=== Provided data ===

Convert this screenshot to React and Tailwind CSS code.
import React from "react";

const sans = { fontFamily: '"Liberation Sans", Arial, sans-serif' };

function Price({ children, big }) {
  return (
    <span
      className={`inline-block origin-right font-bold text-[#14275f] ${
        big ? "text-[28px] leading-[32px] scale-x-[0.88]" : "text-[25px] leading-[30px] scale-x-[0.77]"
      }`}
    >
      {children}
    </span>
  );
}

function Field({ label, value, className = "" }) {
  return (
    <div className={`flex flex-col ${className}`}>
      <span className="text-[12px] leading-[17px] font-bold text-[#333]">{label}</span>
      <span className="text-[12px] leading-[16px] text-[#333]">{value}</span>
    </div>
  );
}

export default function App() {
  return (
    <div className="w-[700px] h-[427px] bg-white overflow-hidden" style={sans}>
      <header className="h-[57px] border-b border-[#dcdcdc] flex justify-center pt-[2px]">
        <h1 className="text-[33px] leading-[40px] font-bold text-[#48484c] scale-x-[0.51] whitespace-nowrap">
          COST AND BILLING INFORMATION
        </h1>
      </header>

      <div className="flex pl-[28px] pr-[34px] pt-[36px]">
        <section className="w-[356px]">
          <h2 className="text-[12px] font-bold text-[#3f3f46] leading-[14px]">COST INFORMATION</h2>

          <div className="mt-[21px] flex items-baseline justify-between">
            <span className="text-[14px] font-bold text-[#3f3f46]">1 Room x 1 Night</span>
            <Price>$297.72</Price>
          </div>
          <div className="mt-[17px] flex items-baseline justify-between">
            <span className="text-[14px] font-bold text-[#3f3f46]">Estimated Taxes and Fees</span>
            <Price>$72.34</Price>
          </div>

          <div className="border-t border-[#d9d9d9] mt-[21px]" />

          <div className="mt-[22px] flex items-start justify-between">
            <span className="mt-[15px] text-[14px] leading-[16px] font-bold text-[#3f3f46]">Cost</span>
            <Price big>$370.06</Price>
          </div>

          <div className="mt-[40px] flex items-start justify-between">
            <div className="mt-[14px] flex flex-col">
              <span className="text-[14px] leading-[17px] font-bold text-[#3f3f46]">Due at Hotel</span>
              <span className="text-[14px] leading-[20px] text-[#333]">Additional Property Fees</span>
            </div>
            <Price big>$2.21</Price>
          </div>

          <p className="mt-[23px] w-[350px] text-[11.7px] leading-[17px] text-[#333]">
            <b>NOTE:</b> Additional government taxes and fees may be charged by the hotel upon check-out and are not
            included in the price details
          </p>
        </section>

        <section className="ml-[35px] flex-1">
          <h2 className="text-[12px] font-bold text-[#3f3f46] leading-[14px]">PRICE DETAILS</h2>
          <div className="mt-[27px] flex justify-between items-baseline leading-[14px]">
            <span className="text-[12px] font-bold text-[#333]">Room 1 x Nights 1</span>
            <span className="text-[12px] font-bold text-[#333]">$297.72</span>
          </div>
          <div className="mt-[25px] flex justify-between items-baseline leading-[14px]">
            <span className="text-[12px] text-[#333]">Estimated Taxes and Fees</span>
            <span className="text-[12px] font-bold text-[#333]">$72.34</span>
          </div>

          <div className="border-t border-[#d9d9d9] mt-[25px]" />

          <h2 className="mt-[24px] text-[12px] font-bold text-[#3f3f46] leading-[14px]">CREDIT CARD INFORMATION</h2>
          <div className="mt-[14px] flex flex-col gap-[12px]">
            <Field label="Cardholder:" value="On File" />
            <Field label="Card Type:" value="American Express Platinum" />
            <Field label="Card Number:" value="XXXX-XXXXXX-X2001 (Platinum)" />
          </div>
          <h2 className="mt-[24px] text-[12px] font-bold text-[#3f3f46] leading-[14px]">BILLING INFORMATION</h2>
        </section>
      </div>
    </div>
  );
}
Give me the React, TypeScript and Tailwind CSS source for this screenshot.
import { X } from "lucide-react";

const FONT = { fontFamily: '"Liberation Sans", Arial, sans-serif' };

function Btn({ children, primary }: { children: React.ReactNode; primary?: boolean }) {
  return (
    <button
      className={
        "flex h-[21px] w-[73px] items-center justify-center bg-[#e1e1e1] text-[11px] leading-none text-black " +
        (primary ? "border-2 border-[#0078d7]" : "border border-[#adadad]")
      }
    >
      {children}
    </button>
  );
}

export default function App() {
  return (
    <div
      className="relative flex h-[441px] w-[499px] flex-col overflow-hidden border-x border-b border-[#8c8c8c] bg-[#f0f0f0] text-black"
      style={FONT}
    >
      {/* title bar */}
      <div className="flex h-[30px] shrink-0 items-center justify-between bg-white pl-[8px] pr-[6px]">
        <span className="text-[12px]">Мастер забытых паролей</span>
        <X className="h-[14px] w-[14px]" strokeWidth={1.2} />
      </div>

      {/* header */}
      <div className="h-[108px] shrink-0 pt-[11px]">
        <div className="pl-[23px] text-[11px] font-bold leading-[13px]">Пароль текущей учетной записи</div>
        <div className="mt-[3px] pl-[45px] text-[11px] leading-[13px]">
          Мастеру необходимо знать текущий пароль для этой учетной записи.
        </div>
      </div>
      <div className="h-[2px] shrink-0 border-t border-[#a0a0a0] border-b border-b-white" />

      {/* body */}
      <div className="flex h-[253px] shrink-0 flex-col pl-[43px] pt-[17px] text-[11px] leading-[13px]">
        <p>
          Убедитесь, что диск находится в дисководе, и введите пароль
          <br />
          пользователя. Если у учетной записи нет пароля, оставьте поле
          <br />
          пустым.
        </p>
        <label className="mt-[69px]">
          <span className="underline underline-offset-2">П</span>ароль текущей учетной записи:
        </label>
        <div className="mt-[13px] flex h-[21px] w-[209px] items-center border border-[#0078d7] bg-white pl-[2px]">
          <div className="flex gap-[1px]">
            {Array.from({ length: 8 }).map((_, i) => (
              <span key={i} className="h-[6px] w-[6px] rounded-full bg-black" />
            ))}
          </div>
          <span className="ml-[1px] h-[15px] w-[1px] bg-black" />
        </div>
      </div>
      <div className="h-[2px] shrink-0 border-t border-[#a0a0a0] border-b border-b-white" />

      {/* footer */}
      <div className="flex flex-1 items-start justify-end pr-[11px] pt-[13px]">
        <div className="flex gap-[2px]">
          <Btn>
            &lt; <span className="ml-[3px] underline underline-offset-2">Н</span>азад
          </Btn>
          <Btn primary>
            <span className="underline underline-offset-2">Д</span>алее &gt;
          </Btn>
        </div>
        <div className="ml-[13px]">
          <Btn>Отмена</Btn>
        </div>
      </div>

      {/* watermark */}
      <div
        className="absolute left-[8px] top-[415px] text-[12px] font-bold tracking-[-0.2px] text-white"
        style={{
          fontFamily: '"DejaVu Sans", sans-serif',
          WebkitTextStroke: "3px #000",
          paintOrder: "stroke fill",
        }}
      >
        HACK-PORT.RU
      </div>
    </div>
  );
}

===

Repeat the data verbatim.

[Solution for this task]:
Convert this screenshot to React and Tailwind CSS code.
import React from "react";

const sans = { fontFamily: '"Liberation Sans", Arial, sans-serif' };

function Price({ children, big }) {
  return (
    <span
      className={`inline-block origin-right font-bold text-[#14275f] ${
        big ? "text-[28px] leading-[32px] scale-x-[0.88]" : "text-[25px] leading-[30px] scale-x-[0.77]"
      }`}
    >
      {children}
    </span>
  );
}

function Field({ label, value, className = "" }) {
  return (
    <div className={`flex flex-col ${className}`}>
      <span className="text-[12px] leading-[17px] font-bold text-[#333]">{label}</span>
      <span className="text-[12px] leading-[16px] text-[#333]">{value}</span>
    </div>
  );
}

export default function App() {
  return (
    <div className="w-[700px] h-[427px] bg-white overflow-hidden" style={sans}>
      <header className="h-[57px] border-b border-[#dcdcdc] flex justify-center pt-[2px]">
        <h1 className="text-[33px] leading-[40px] font-bold text-[#48484c] scale-x-[0.51] whitespace-nowrap">
          COST AND BILLING INFORMATION
        </h1>
      </header>

      <div className="flex pl-[28px] pr-[34px] pt-[36px]">
        <section className="w-[356px]">
          <h2 className="text-[12px] font-bold text-[#3f3f46] leading-[14px]">COST INFORMATION</h2>

          <div className="mt-[21px] flex items-baseline justify-between">
            <span className="text-[14px] font-bold text-[#3f3f46]">1 Room x 1 Night</span>
            <Price>$297.72</Price>
          </div>
          <div className="mt-[17px] flex items-baseline justify-between">
            <span className="text-[14px] font-bold text-[#3f3f46]">Estimated Taxes and Fees</span>
            <Price>$72.34</Price>
          </div>

          <div className="border-t border-[#d9d9d9] mt-[21px]" />

          <div className="mt-[22px] flex items-start justify-between">
            <span className="mt-[15px] text-[14px] leading-[16px] font-bold text-[#3f3f46]">Cost</span>
            <Price big>$370.06</Price>
          </div>

          <div className="mt-[40px] flex items-start justify-between">
            <div className="mt-[14px] flex flex-col">
              <span className="text-[14px] leading-[17px] font-bold text-[#3f3f46]">Due at Hotel</span>
              <span className="text-[14px] leading-[20px] text-[#333]">Additional Property Fees</span>
            </div>
            <Price big>$2.21</Price>
          </div>

          <p className="mt-[23px] w-[350px] text-[11.7px] leading-[17px] text-[#333]">
            <b>NOTE:</b> Additional government taxes and fees may be charged by the hotel upon check-out and are not
            included in the price details
          </p>
        </section>

        <section className="ml-[35px] flex-1">
          <h2 className="text-[12px] font-bold text-[#3f3f46] leading-[14px]">PRICE DETAILS</h2>
          <div className="mt-[27px] flex justify-between items-baseline leading-[14px]">
            <span className="text-[12px] font-bold text-[#333]">Room 1 x Nights 1</span>
            <span className="text-[12px] font-bold text-[#333]">$297.72</span>
          </div>
          <div className="mt-[25px] flex justify-between items-baseline leading-[14px]">
            <span className="text-[12px] text-[#333]">Estimated Taxes and Fees</span>
            <span className="text-[12px] font-bold text-[#333]">$72.34</span>
          </div>

          <div className="border-t border-[#d9d9d9] mt-[25px]" />

          <h2 className="mt-[24px] text-[12px] font-bold text-[#3f3f46] leading-[14px]">CREDIT CARD INFORMATION</h2>
          <div className="mt-[14px] flex flex-col gap-[12px]">
            <Field label="Cardholder:" value="On File" />
            <Field label="Card Type:" value="American Express Platinum" />
            <Field label="Card Number:" value="XXXX-XXXXXX-X2001 (Platinum)" />
          </div>
          <h2 className="mt-[24px] text-[12px] font-bold text-[#3f3f46] leading-[14px]">BILLING INFORMATION</h2>
        </section>
      </div>
    </div>
  );
}
Give me the React, TypeScript and Tailwind CSS source for this screenshot.
import { X } from "lucide-react";

const FONT = { fontFamily: '"Liberation Sans", Arial, sans-serif' };

function Btn({ children, primary }: { children: React.ReactNode; primary?: boolean }) {
  return (
    <button
      className={
        "flex h-[21px] w-[73px] items-center justify-center bg-[#e1e1e1] text-[11px] leading-none text-black " +
        (primary ? "border-2 border-[#0078d7]" : "border border-[#adadad]")
      }
    >
      {children}
    </button>
  );
}

export default function App() {
  return (
    <div
      className="relative flex h-[441px] w-[499px] flex-col overflow-hidden border-x border-b border-[#8c8c8c] bg-[#f0f0f0] text-black"
      style={FONT}
    >
      {/* title bar */}
      <div className="flex h-[30px] shrink-0 items-center justify-between bg-white pl-[8px] pr-[6px]">
        <span className="text-[12px]">Мастер забытых паролей</span>
        <X className="h-[14px] w-[14px]" strokeWidth={1.2} />
      </div>

      {/* header */}
      <div className="h-[108px] shrink-0 pt-[11px]">
        <div className="pl-[23px] text-[11px] font-bold leading-[13px]">Пароль текущей учетной записи</div>
        <div className="mt-[3px] pl-[45px] text-[11px] leading-[13px]">
          Мастеру необходимо знать текущий пароль для этой учетной записи.
        </div>
      </div>
      <div className="h-[2px] shrink-0 border-t border-[#a0a0a0] border-b border-b-white" />

      {/* body */}
      <div className="flex h-[253px] shrink-0 flex-col pl-[43px] pt-[17px] text-[11px] leading-[13px]">
        <p>
          Убедитесь, что диск находится в дисководе, и введите пароль
          <br />
          пользователя. Если у учетной записи нет пароля, оставьте поле
          <br />
          пустым.
        </p>
        <label className="mt-[69px]">
          <span className="underline underline-offset-2">П</span>ароль текущей учетной записи:
        </label>
        <div className="mt-[13px] flex h-[21px] w-[209px] items-center border border-[#0078d7] bg-white pl-[2px]">
          <div className="flex gap-[1px]">
            {Array.from({ length: 8 }).map((_, i) => (
              <span key={i} className="h-[6px] w-[6px] rounded-full bg-black" />
            ))}
          </div>
          <span className="ml-[1px] h-[15px] w-[1px] bg-black" />
        </div>
      </div>
      <div className="h-[2px] shrink-0 border-t border-[#a0a0a0] border-b border-b-white" />

      {/* footer */}
      <div className="flex flex-1 items-start justify-end pr-[11px] pt-[13px]">
        <div className="flex gap-[2px]">
          <Btn>
            &lt; <span className="ml-[3px] underline underline-offset-2">Н</span>азад
          </Btn>
          <Btn primary>
            <span className="underline underline-offset-2">Д</span>алее &gt;
          </Btn>
        </div>
        <div className="ml-[13px]">
          <Btn>Отмена</Btn>
        </div>
      </div>

      {/* watermark */}
      <div
        className="absolute left-[8px] top-[415px] text-[12px] font-bold tracking-[-0.2px] text-white"
        style={{
          fontFamily: '"DejaVu Sans", sans-serif',
          WebkitTextStroke: "3px #000",
          paintOrder: "stroke fill",
        }}
      >
        HACK-PORT.RU
      </div>
    </div>
  );
}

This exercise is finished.